Wenn man den Elan hinter den anderen Lokalisationsaspekten sieht, scheint klar, das ist hier reines Budget-Thema gewesen, und dass man sich dieses mit MS im Rücken dennoch vom Mund abgespart hat (oder absparen musste) ärgert mich sehr.

Auch ein spürbarer Negativaspekt ist der Umstand dass man in Teil 2 zwanghaft an das Fähigkeitenkonzept des Erstlings und dessen mechanische Abbildung anknüpfen möchte. Das führt zu einer beknackten Steuerung die komplett ohne Not erzwingt dass man mit seinen Fähigkeiten jonglieren muss und so immer wieder der Flow im Spiel gebrochen wird. Obwohl das was die Figur kann, problemlos im vollen Umfang auf das Pad hätte gemappt werden können. Und in Punkto Guiding hatte ich gar einen Moment wo ich in einem Level Google bemühen musste, weil ich nicht verstanden hab was das Spiel von mir will.

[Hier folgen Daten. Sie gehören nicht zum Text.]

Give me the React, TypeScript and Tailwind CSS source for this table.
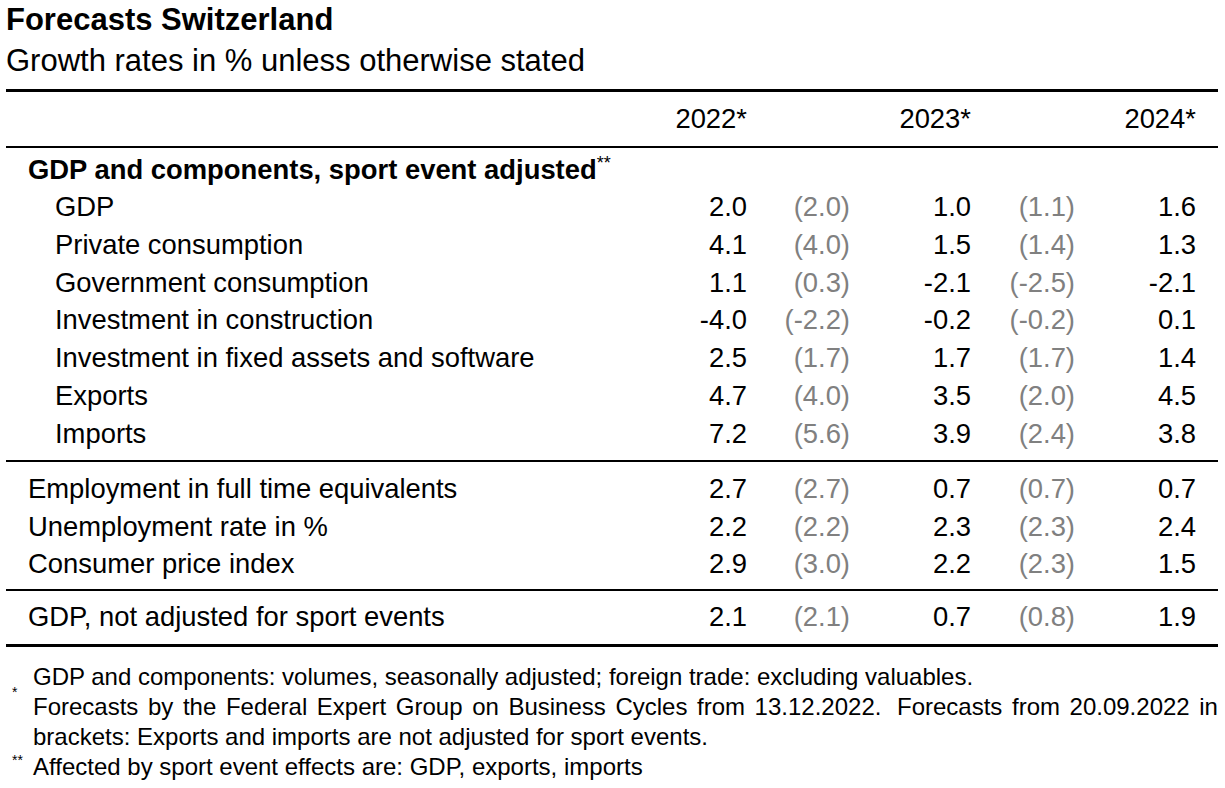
import React from "react";

type R = [string, string, string, string, string, string];

const gdpRows: R[] = [
  ["GDP", "2.0", "(2.0)", "1.0", "(1.1)", "1.6"],
  ["Private consumption", "4.1", "(4.0)", "1.5", "(1.4)", "1.3"],
  ["Government consumption", "1.1", "(0.3)", "-2.1", "(-2.5)", "-2.1"],
  ["Investment in construction", "-4.0", "(-2.2)", "-0.2", "(-0.2)", "0.1"],
  ["Investment in fixed assets and software", "2.5", "(1.7)", "1.7", "(1.7)", "1.4"],
  ["Exports", "4.7", "(4.0)", "3.5", "(2.0)", "4.5"],
  ["Imports", "7.2", "(5.6)", "3.9", "(2.4)", "3.8"],
];

const labourRows: R[] = [
  ["Employment in full time equivalents", "2.7", "(2.7)", "0.7", "(0.7)", "0.7"],
  ["Unemployment rate in %", "2.2", "(2.2)", "2.3", "(2.3)", "2.4"],
  ["Consumer price index", "2.9", "(3.0)", "2.2", "(2.3)", "1.5"],
];

const grid = "grid grid-cols-[1fr_100px_103px_121px_104px_121px] pr-[22px]";

function Row({ r, indent }: { r: R; indent?: boolean }) {
  return (
    <div className={`${grid} h-[37.83px] items-center leading-[38px]`}>
      <div className={indent ? "pl-[49px]" : "pl-[22px]"}>{r[0]}</div>
      <div className="text-right">{r[1]}</div>
      <div className="text-right text-[#808080]">{r[2]}</div>
      <div className="text-right">{r[3]}</div>
      <div className="text-right text-[#808080]">{r[4]}</div>
      <div className="text-right">{r[5]}</div>
    </div>
  );
}

export default function App() {
  return (
    <div className="w-[1225px] h-[788px] bg-white text-black overflow-hidden font-['Liberation_Sans',Arial,sans-serif]">
      <div className="pl-[6px]">
        <div className="h-[40px] leading-[40px] text-[31px] font-bold">Forecasts Switzerland</div>
        <div className="h-[40px] leading-[40px] text-[31px] mt-[1px]">Growth rates in % unless otherwise stated</div>
      </div>

      <div className="ml-[6px] w-[1212px] mt-[8px] text-[27.4px]">
        <div className="h-[3px] bg-black" />
        <div className={`${grid} h-[54px] items-center leading-[38px]`}>
          <div />
          <div className="text-right">2022*</div>
          <div />
          <div className="text-right">2023*</div>
          <div />
          <div className="text-right">2024*</div>
        </div>
        <div className="h-[2px] bg-black" />
        <div className="h-[40px] flex items-center pl-[22px] font-bold leading-[38px]">
          <span className="relative top-[3px]">
            GDP and components, sport event adjusted
            <span className="relative top-[-10px] text-[18px] font-normal">**</span>
          </span>
        </div>
        {gdpRows.map((r) => (
          <Row key={r[0]} r={r} indent />
        ))}
        <div className="h-[7px]" />
        <div className="h-[2px] bg-black" />
        <div className="h-[8px]" />
        {labourRows.map((r) => (
          <Row key={r[0]} r={r} />
        ))}
        <div className="h-[6px]" />
        <div className="h-[2px] bg-black" />
        <div className="h-[7px]" />
        <Row r={["GDP, not adjusted for sport events", "2.1", "(2.1)", "0.7", "(0.8)", "1.9"]} />
        <div className="h-[8px]" />
        <div className="h-[3px] bg-black" />
      </div>

      <div className="ml-[6px] w-[1212px] mt-[15px] text-[24px] leading-[30px]">
        <div className="grid grid-cols-[27px_1fr]">
          <div />
          <div>GDP and components: volumes, seasonally adjusted; foreign trade: excluding valuables.</div>
          <div className="relative">
            <span className="absolute left-[6px] top-[-7px] text-[14px] leading-[14px]">*</span>
          </div>
          <div>
            <div className="whitespace-nowrap flex justify-between">
              <span>Forecasts</span><span>by</span><span>the</span><span>Federal</span><span>Expert</span><span>Group</span><span>on</span><span>Business</span><span>Cycles</span><span>from</span><span>13.12.2022.</span><span className="pl-[6px]">Forecasts</span><span>from</span><span>20.09.2022</span><span>in</span>
            </div>
            <div>brackets: Exports and imports are not adjusted for sport events.</div>
          </div>
          <div className="relative">
            <span className="absolute left-[6px] top-[1px] text-[14px] leading-[14px]">**</span>
          </div>
          <div>Affected by sport event effects are: GDP, exports, imports</div>
        </div>
      </div>
    </div>
  );
}
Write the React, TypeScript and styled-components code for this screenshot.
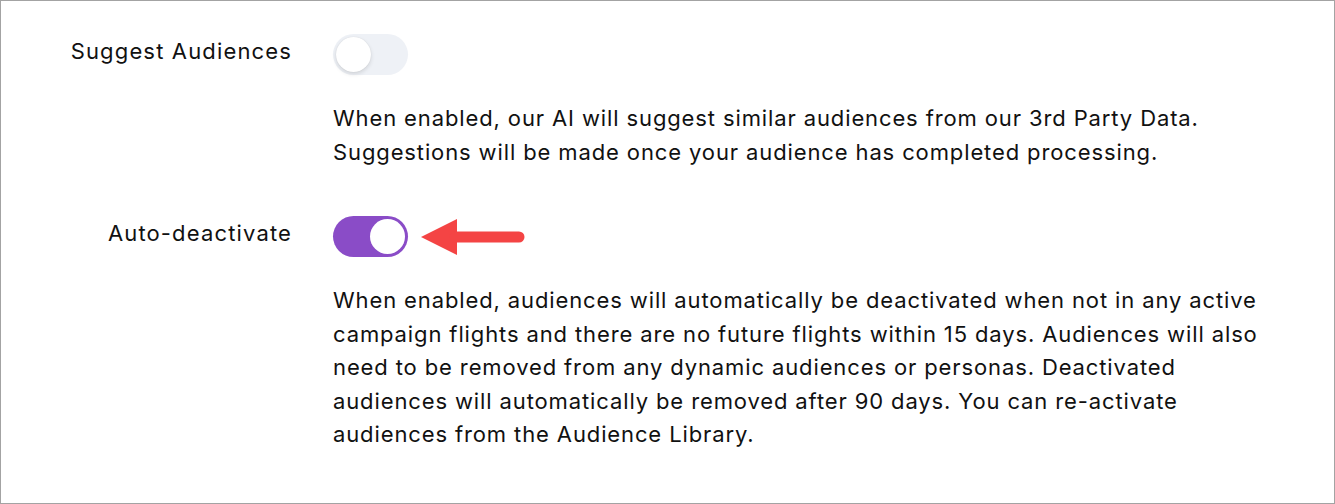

Ich hab aber keine Lust mich den Fehlern zu widmen, zu überragend ist die Unterhaltsamkeit des Gesamtpakets und der verschwenderische Umgang mit Ideen ist geradezu atemberaubend. Andere Entwickler stricken um Dinge die Psychonauts 2 wie Unterhosen wechselt ganze Spiele, es hat mich gar ein wenig an das Ideenfeuerwerk aus Galaxy erinnert, wobei ich diese Games nicht vergleichen würde, weil Galaxy ein Mechanics-Wunderland ist, und Psychonauts 2 eher mit Fantasie bei seinen Levelszenarien glänzt. Auch wenn diese zudem spielerisch abwechslungsreich sind, kommt der Kick des Genialen aus einer anderen Ecke.

Hut ab Tim, als die Ankündigung kam erschien es mir als Ding der Unmöglichkeit das was Psychonauts geschafft ähnlich gelungen zu wiederholen, speziell wenn ich mir angesehen hab was Double Fine sonst so gemacht hat. Da war nach Psychonauts ein echter und dann auch durchgehender Bruch spürbar. Und nichtsdestotrotz wurde komplett abgeliefert.
Für alle Fans von Teil 1 ist das hier ein absoluter Muss-Titel.